Related: Catastrophe bonds sponsored by Florida property insurers ‘could trigger’ due to Irma claims: A.M. Best

One “potential impact” from Irma “is a change in the behavior of traditional reinsurers and the use of alternative capital instruments such as catastrophe bonds, collateralized reinsurance programs, sidecar vehicles, and insurance-linked securities (ILS) funds,” A.M. Best Company Inc. said in a briefing released Sept. 12. In that briefing, Oldwick, N.J.-based A.M. Best listed 33 outstanding cat bonds with Florida exposures sponsored by reinsurers and U.S. national writers, with U.S. wind-related perils or U.S.-named storms as part of the perils cover. The projected exposed amount associated with those cat bonds is about US$10 billion, A.M. Best reported at the time.

In a separate briefing released Sept. 14, A.M. Best said it “expects Irma to be more of an earnings event for A.M. Best-rated reinsurers, given that balance sheets are extremely strong and have been stress-tested sufficiently to absorb extreme losses.”

Reinsurers “will bear a large portion of losses from Irma, but the reinsurance market is well equipped to handle substantial hurricane losses in part due to a lack of major hurricane landfalls in the 11 years before Irma,” Fitch director Chris Grimes stated in a release Sept. 18.

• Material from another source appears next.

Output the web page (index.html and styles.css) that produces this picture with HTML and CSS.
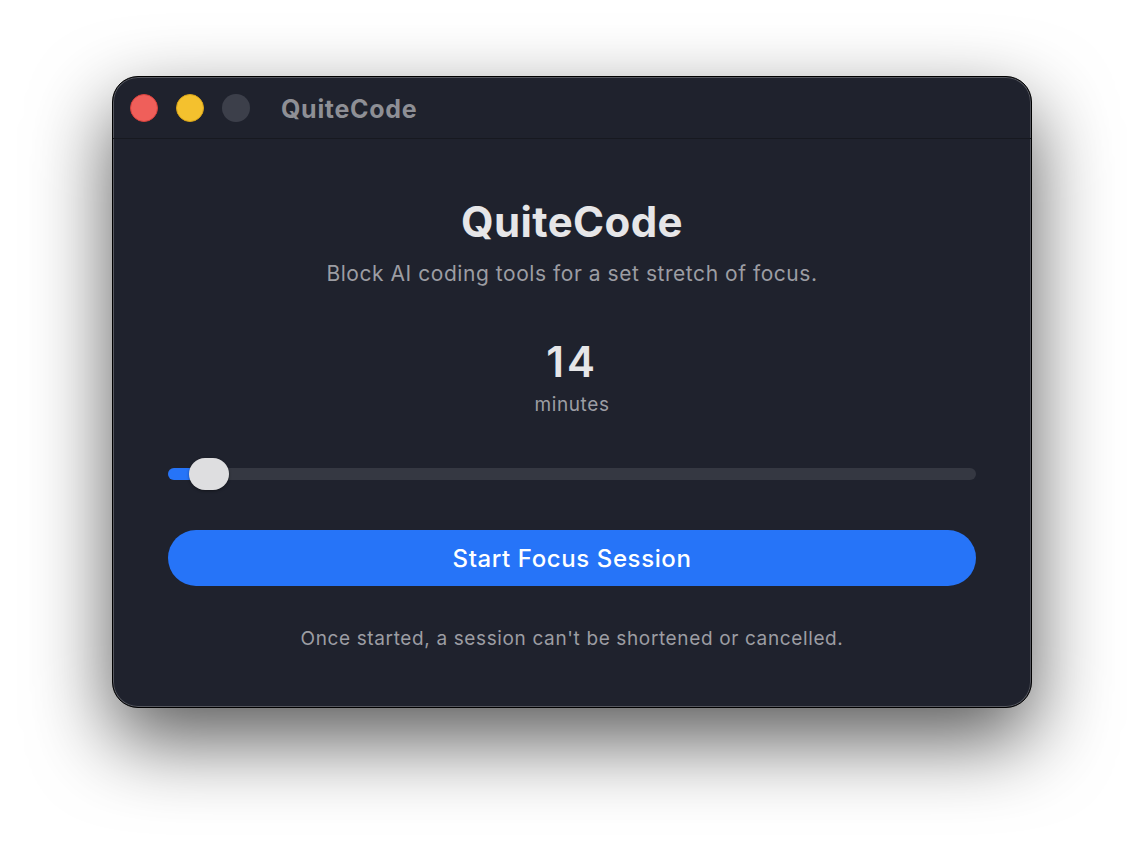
FILE: index.html
```html
<!DOCTYPE html>
<html>
<head>
<meta charset="utf-8"/>
<title>QuiteCode</title>
<link rel="stylesheet" href="styles.css">
</head>
<body>

<div class="window">
	<div class="titlebar">
		<span class="light close"></span>
		<span class="light minimize"></span>
		<span class="light zoom"></span>
		<span class="wintitle">QuiteCode</span>
	</div>
	<div class="content">
		<h1>QuiteCode</h1>
		<p class="tagline">Block AI coding tools for a set stretch of focus.</p>
		<div class="duration">
			<div class="count">14</div>
			<div class="unit">minutes</div>
		</div>
		<div class="slider">
			<div class="fill"></div>
			<div class="thumb"></div>
		</div>
		<button class="start">Start Focus Session</button>
		<p class="note">Once started, a session can't be shortened or cancelled.</p>
	</div>
</div>

</body>
</html>
```

FILE: styles.css
```css
body {
	margin: 0;
	padding: 76px 0 0 0;
	min-height: 100vh;
	box-sizing: border-box;
	background: #fff;
	font-family: Inter, "Liberation Sans", sans-serif;
	display: flex;
	justify-content: center;
	align-items: flex-start;
}
/* window frame */
.window {
	width: 920px;
	height: 632px;
	box-sizing: border-box;
	background: #1f222d;
	border-radius: 26px;
	border: 1px solid #000;
	box-shadow: inset 0 0 0 1px #55575f, 0 32px 80px rgba(0, 0, 0, 0.65);
	overflow: hidden;
}
.titlebar {
	height: 62px;
	display: flex;
	align-items: center;
	padding: 0 0 0 17px;
	border-bottom: 1px solid #171920;
	box-sizing: border-box;
}
.light {
	width: 28px;
	height: 28px;
	border-radius: 50%;
	margin-right: 18px;
	box-sizing: border-box;
}
.close {
	background: #ef5f5a;
	border: 1px solid #d8413c;
}
.minimize {
	background: #f4c12e;
	border: 1px solid #d9a519;
}
.zoom {
	background: #3c3f4a;
}
.wintitle {
	margin: 2px 0 0 13px;
	font-size: 25px;
	font-weight: 700;
	letter-spacing: 0.7px;
	color: #8e8f95;
}
/* main panel */
.content {
	padding: 0 55px;
	text-align: center;
}
h1 {
	margin: 59px 0 0 0;
	font-size: 42px;
	font-weight: 700;
	letter-spacing: 0.4px;
	color: #e6e6e8;
	line-height: 48px;
}
.tagline {
	margin: 15px 0 0 0;
	font-size: 21px;
	letter-spacing: 0.55px;
	color: #9c9da3;
	line-height: 26px;
}
.duration {
	margin-top: 51px;
}
.count {
	font-size: 42px;
	font-weight: 600;
	letter-spacing: 3px;
	color: #e6e6e8;
	line-height: 48px;
}
.unit {
	margin-top: 7px;
	font-size: 19px;
	letter-spacing: 0.6px;
	color: #9c9da3;
	line-height: 24px;
}
/* duration slider */
.slider {
	position: relative;
	margin-top: 51px;
	height: 12px;
	border-radius: 6px;
	background: #353842;
}
.slider .fill {
	width: 42px;
	height: 12px;
	border-radius: 6px;
	background: #2674f8;
}
.slider .thumb {
	position: absolute;
	left: 21px;
	top: -10px;
	width: 40px;
	height: 32px;
	border-radius: 16px;
	background: #dedee0;
	box-shadow: 0 1px 3px rgba(0, 0, 0, 0.4);
}
.start {
	display: block;
	width: 100%;
	margin-top: 50px;
	height: 56px;
	border: none;
	border-radius: 28px;
	background: #2674f8;
	color: #fff;
	font-family: inherit;
	font-size: 24px;
	font-weight: 500;
	letter-spacing: 0.6px;
}
.note {
	margin: 41px 0 0 0;
	font-size: 19px;
	letter-spacing: 0.63px;
	color: #9c9da3;
	line-height: 24px;
}
```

Hurricane Katrina, which caused major flooding in 2005 in New Orleans, caused US$79.6 billion in insured losses, adjusted for inflation to 2015, Swiss Re said in a report released last year. Katrina was the most expensive disasters for insurers between 1970 and 2015, Swiss Re said in Natural Catastrophes and Man-Made Disasters in 2015.

In 2012, Hurricane Sandy was downgraded to post tropical storm status when it made landfall in late October of that year about 200 kilometres south of New York City. Swiss Re said earlier that Sandy was the third most expensive disaster in 45 years (after the March 2011 earthquake and tsunami affecting Japan) with inflation-adjusted losses of US$36.1 billion, while Andrew, which hit Florida in 1992, placed fourth with inflation-adjusted insured losses of $27 billion.